What needs to be done >>
Find how many lines in the material hold the word "this", then state that number and nothing more.

Provided material >>
****
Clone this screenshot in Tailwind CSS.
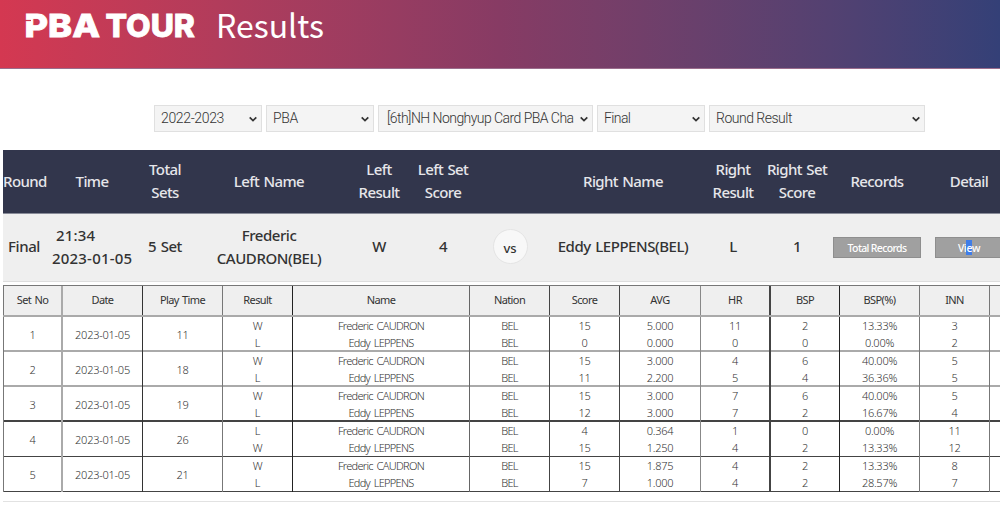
****
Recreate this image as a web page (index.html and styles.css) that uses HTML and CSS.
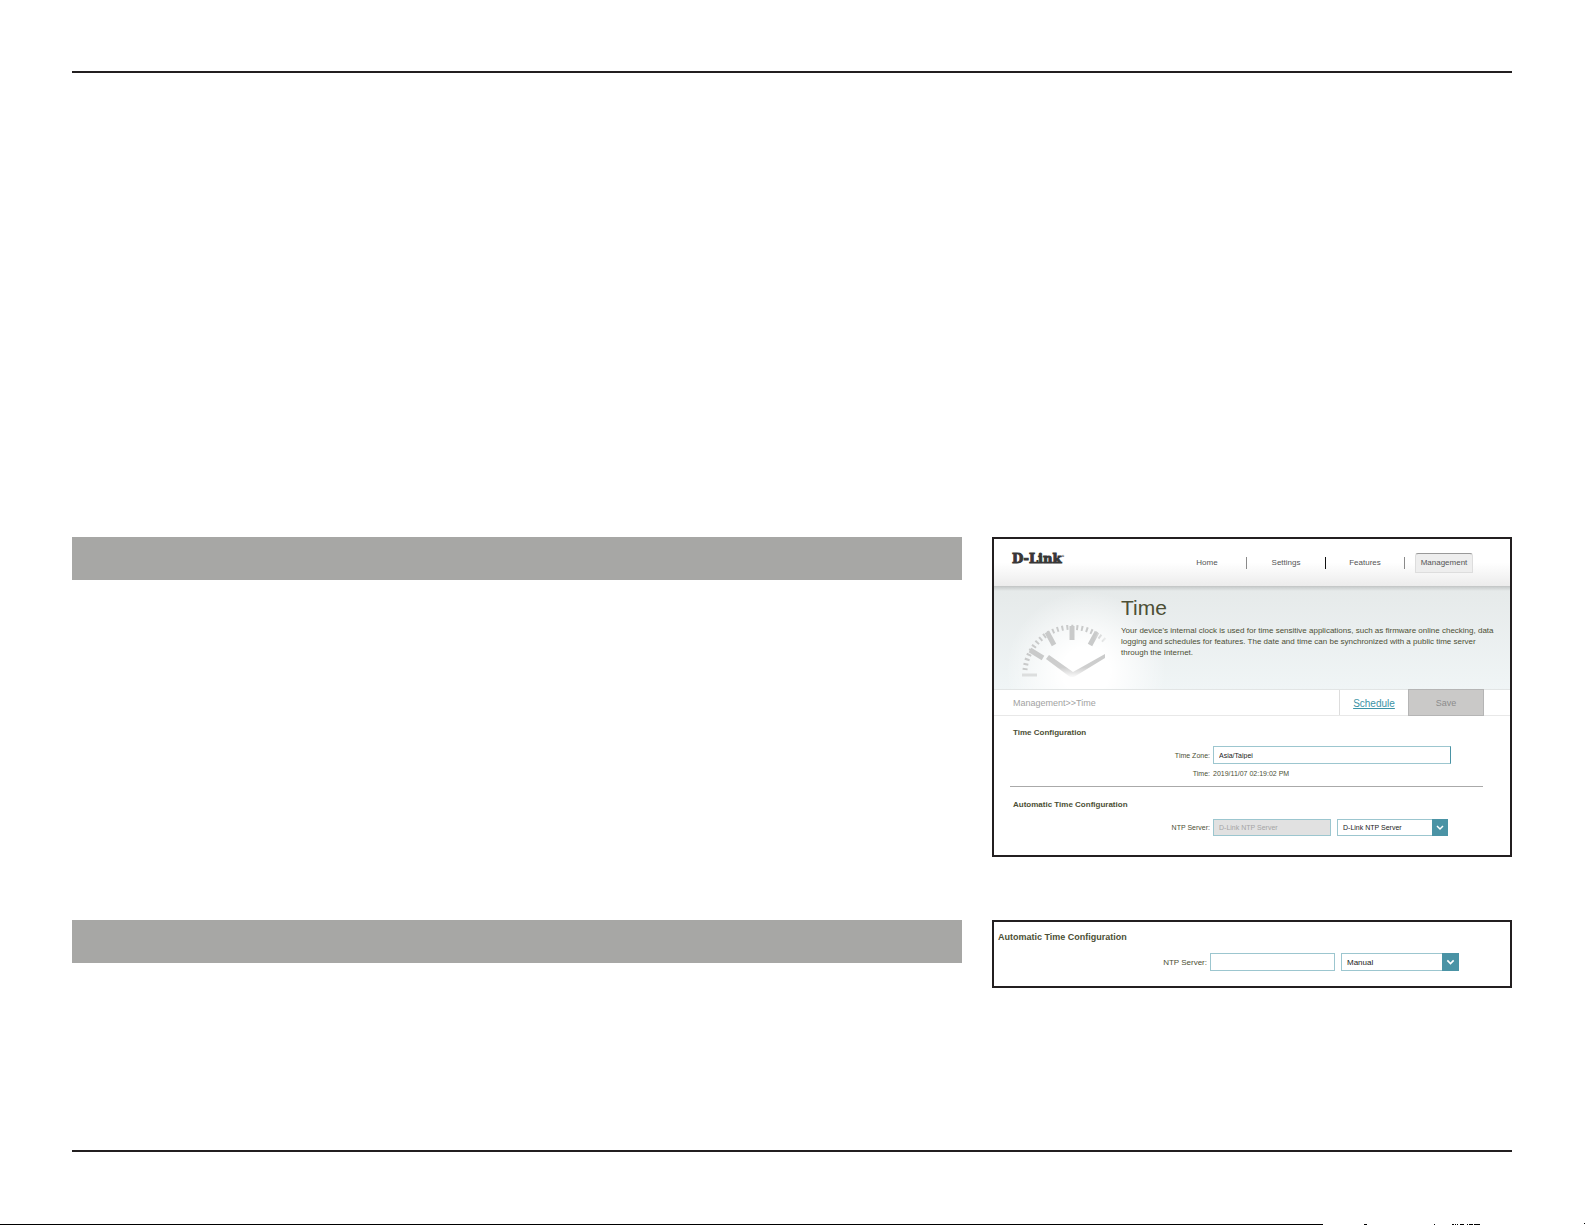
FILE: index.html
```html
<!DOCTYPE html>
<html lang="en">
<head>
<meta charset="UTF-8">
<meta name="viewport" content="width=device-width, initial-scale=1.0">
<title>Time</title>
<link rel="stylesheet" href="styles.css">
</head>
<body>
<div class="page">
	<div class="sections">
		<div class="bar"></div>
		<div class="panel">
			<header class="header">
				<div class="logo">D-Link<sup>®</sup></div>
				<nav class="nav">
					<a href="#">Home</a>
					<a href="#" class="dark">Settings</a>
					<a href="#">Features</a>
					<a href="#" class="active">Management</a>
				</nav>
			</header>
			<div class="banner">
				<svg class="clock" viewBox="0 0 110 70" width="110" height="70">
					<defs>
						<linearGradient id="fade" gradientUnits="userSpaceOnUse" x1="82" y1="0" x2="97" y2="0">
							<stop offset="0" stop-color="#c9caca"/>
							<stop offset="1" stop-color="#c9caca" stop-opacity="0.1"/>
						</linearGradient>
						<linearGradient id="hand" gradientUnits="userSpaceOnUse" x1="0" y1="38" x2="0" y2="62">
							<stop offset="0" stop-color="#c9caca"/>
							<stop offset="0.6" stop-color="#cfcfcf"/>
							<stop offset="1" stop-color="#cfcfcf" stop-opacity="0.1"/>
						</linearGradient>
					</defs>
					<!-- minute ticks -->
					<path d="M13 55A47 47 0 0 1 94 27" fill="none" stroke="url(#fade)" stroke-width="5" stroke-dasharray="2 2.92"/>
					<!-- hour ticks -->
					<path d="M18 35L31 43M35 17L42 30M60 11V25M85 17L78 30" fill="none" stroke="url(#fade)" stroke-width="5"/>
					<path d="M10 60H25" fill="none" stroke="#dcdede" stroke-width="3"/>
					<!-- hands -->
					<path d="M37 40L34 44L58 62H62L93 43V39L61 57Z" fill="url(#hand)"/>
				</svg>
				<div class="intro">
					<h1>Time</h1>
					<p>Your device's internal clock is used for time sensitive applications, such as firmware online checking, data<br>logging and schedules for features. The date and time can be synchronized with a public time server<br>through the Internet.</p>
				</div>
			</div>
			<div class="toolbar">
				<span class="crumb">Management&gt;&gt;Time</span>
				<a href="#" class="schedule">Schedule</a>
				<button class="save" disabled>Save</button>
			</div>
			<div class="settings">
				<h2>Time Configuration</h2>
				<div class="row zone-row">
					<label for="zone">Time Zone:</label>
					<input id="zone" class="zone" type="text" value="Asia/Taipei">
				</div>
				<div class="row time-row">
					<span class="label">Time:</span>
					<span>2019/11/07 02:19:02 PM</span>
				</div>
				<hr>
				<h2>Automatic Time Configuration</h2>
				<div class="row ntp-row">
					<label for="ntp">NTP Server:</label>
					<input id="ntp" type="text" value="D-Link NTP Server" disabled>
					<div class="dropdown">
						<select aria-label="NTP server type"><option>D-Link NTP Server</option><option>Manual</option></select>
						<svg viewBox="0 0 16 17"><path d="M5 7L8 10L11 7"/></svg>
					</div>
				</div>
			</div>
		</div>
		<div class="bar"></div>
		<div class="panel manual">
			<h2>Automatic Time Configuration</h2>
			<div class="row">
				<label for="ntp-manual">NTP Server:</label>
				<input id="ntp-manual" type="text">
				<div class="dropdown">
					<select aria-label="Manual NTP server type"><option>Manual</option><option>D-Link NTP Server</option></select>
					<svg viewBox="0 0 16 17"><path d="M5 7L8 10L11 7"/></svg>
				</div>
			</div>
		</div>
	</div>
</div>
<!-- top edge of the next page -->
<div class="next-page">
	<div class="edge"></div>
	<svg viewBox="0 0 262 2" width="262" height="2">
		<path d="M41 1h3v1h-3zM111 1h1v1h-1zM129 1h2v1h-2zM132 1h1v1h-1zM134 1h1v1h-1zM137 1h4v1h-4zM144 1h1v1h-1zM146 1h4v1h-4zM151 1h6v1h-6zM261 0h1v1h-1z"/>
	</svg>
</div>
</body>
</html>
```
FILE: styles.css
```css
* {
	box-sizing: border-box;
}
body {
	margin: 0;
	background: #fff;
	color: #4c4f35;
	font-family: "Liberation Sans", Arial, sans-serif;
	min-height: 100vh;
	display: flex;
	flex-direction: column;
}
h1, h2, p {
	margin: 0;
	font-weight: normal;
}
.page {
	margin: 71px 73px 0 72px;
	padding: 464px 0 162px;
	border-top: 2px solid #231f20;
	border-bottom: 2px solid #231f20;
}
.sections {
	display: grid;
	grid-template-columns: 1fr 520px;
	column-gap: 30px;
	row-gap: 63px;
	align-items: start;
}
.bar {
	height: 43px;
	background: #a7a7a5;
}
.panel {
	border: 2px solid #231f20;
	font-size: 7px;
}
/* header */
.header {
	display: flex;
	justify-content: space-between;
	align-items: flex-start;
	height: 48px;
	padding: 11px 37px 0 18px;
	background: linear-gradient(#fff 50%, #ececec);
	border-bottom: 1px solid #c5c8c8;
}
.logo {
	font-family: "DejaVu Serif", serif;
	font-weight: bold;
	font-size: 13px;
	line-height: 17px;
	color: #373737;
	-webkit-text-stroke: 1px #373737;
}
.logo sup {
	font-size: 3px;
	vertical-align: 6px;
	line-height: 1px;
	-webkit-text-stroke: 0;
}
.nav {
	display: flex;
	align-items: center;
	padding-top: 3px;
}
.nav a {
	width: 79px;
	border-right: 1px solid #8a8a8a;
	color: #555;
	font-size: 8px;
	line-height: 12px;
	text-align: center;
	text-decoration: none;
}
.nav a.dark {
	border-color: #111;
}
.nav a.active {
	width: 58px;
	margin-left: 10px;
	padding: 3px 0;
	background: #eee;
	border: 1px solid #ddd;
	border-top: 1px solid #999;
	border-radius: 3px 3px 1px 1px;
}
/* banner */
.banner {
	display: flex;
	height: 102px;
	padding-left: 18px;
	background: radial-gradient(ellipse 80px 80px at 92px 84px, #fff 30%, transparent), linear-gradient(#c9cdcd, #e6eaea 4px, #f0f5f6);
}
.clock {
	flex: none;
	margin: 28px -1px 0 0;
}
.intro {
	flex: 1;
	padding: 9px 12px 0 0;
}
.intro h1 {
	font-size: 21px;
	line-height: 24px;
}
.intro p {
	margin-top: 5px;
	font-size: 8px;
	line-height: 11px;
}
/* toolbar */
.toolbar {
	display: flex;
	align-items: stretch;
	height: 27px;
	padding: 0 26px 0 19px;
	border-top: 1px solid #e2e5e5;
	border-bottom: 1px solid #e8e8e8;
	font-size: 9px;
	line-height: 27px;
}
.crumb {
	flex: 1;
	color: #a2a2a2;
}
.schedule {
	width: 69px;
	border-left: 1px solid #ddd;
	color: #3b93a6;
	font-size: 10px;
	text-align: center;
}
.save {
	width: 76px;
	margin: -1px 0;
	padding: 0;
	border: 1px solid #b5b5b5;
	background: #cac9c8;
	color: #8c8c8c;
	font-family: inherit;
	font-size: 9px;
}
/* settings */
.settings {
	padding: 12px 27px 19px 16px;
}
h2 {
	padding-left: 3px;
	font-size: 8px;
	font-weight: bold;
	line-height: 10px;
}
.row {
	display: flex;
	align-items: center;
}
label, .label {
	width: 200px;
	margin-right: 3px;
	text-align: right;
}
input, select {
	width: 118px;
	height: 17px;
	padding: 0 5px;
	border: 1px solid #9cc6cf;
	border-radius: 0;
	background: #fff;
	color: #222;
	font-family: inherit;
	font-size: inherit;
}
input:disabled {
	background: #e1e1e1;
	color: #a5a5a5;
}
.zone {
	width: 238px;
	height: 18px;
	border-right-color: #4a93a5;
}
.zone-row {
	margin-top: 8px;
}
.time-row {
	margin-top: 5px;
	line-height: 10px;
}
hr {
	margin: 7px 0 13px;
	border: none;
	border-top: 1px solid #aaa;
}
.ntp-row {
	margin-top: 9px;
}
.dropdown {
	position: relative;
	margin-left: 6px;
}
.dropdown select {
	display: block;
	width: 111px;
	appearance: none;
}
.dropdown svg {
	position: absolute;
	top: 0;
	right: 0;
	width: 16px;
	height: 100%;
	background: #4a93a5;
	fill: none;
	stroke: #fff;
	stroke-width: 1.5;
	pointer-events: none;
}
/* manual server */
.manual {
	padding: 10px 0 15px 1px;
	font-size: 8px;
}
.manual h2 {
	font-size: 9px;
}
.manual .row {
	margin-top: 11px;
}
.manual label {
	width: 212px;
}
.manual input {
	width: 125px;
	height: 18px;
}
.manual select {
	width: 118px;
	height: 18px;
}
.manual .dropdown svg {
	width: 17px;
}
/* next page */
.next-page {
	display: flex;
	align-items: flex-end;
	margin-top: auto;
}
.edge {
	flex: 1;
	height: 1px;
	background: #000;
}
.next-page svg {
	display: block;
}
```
****
Task output >>
2